Ma perché c’è chi aspetta di arrivare sull’orlo del baratro per dialogare?
di FILIPPO ROSSI
E se volassero sempre le colombe? Non sarebbe un paese migliore? È vero che esiste un tempo per la pace e uno per la guerra, ma davvero non si capisce perché mai alcuni personaggi insistano pervicacemente ad arrivare sull’orlo del baratro, a un soffio dalla rottura, prima di fare un passo indietro e comportarsi come sarebbe naturale. Eppure in Italia succede sempre così: urli e schiamazzi; slogan roboanti, inni di battaglia che all’improvviso si trasformano, come d’incanto, in teneri cinguettii, in belati.
Succede sempre così, ed è successo anche nel dibattito sulle intercettazioni: i duri e puri in un batter di ciglia diventano i primi disposti al dialogo. Saranno ingenue, ma alcune domande sorgono spontanee: perché non pensarci prima? Perché non capire che la politica è in primo luogo l’arte del dialogo e della comprensione?
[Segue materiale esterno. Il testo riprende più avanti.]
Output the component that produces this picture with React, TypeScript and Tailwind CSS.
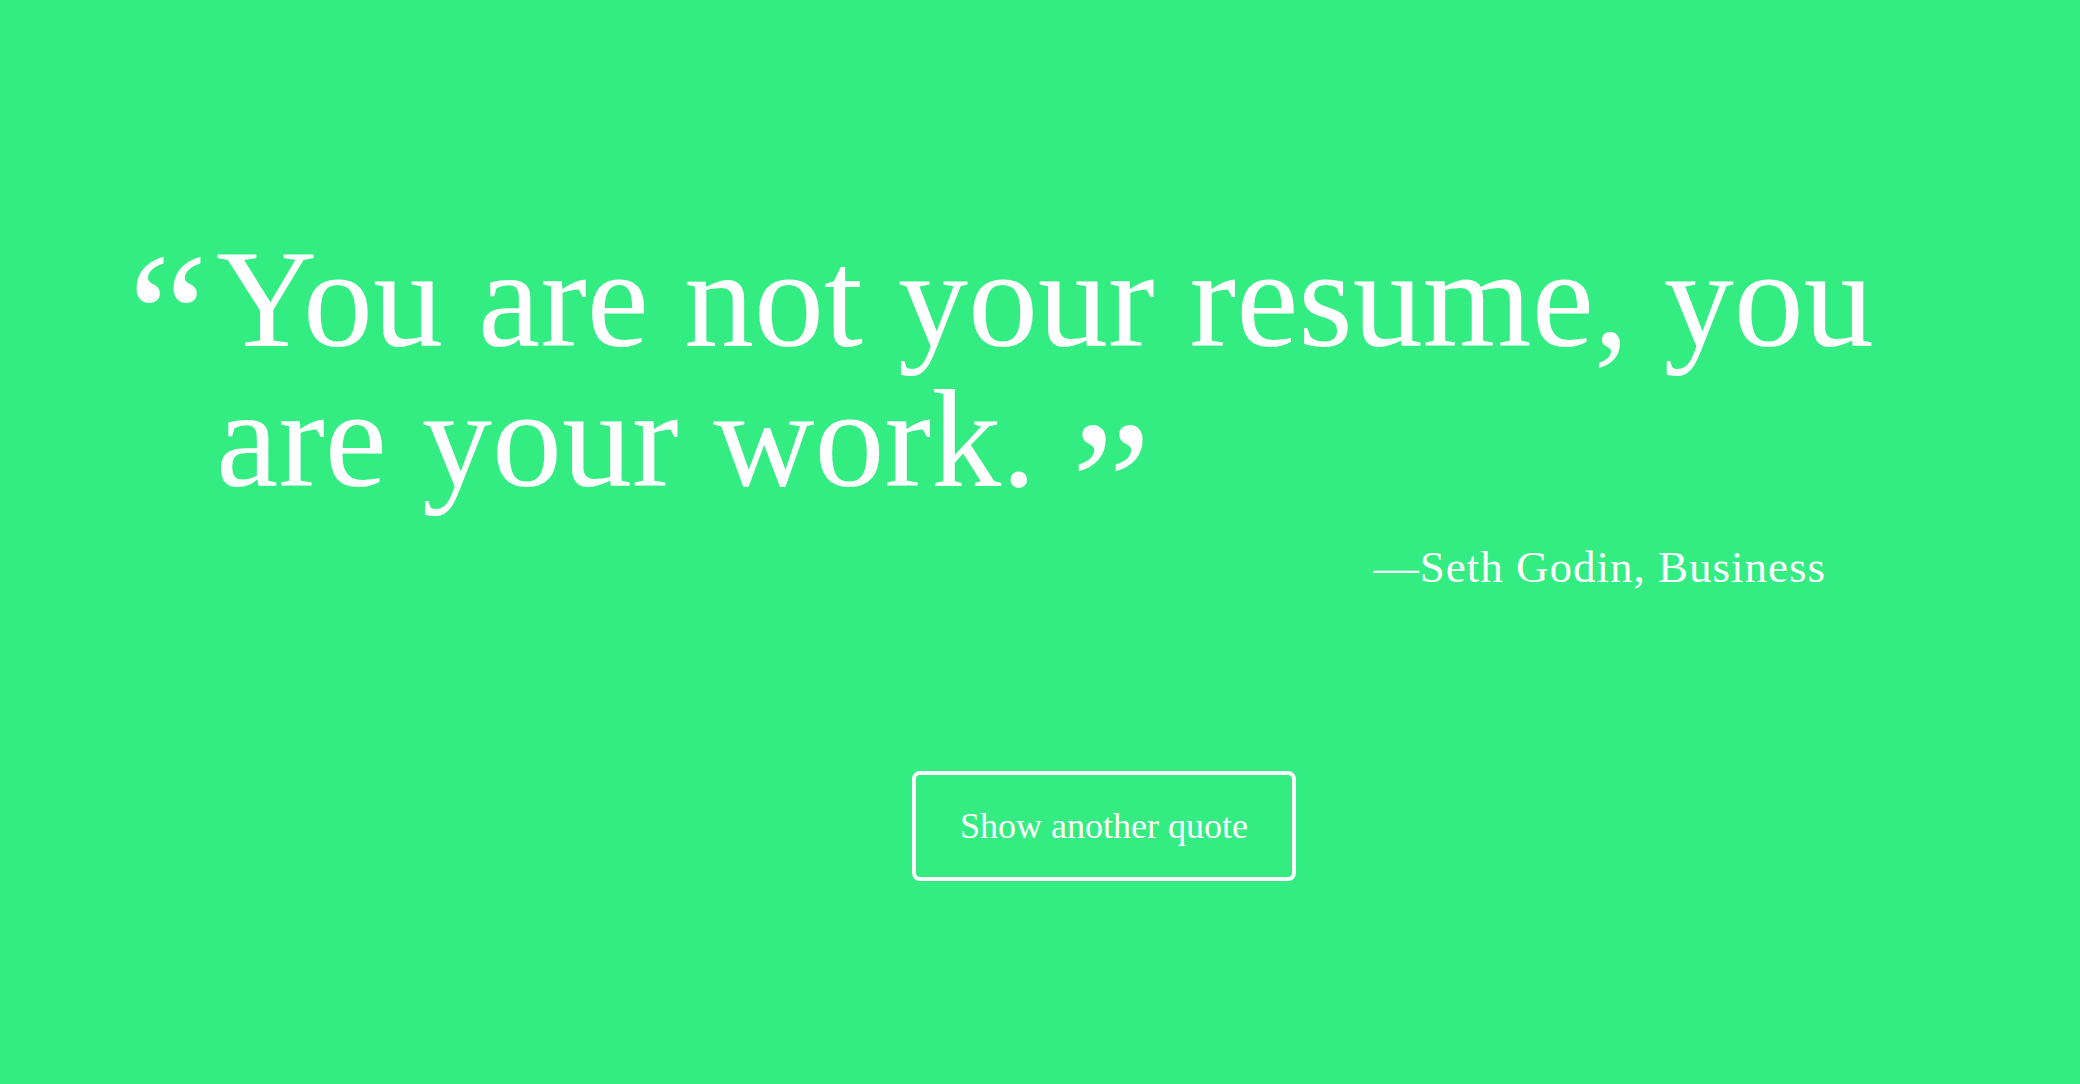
export default function App() {
  return (
    <main className="min-h-screen bg-[#33ed82] text-white font-['Liberation_Serif',serif]">
      <div className="pt-[229px] pl-[128px] pr-[100px]">
        <div className="flex">
          <span className="w-[88px] shrink-0 text-[180px] leading-none -mt-[2px]">“</span>
          <p className="text-[140px] leading-[140px]">
            You are not your resume, you are your work.
            <span className="ml-[35px] inline-block h-[100px] align-top text-[180px] leading-[140px] translate-y-[46px]">”</span>
          </p>
        </div>
        <div className="mt-[31px] mr-[154px] flex justify-end">
          <p className="text-[45px] leading-[54px] tracking-[1px]">—Seth Godin, Business</p>
        </div>
      </div>
      <div className="flex pl-[912px] pt-[177px]">
        <button className="flex h-[110px] w-[384px] items-center justify-center rounded-lg border-4 border-white text-[36px] leading-none">
          Show another quote
        </button>
      </div>
    </main>
  );
}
Non sarebbe tutto più facile se si partisse direttamente con il confronto tra esigenze diverse senza inutili e defaticanti bracci di ferro in cui il più forte vince sul più debole? La democrazia è una questione di diritti, non una prova muscolare in cui vale la logica del tutto o niente.
Se la politica riscoprisse il gusto di capire (anche) le ragioni dell’altro, di approfondire le questioni, di argomentarle, di soppesarne tutti i pro e tutti i contro, se riscoprisse la voglia del fare (davvero), senza fughe in avanti, senza ridicoli pavoneggiamenti identitari che sfociano troppe volte nel nulla, forse l’Italia potrebbe cominciare a sperare di essere un paese normale, un paese migliore. Un paese che sa dividersi quando serve dividersi ma che sa, anche, unirsi quando è il momento giusto per il dialogo. Un paese in cui le leggi si fanno per qualcuno e qualcosa e non contro qualcuno e contro qualcosa.
Forse è solo un’utopia, ma sicuramente vale la pena di provare a farla diventare realtà.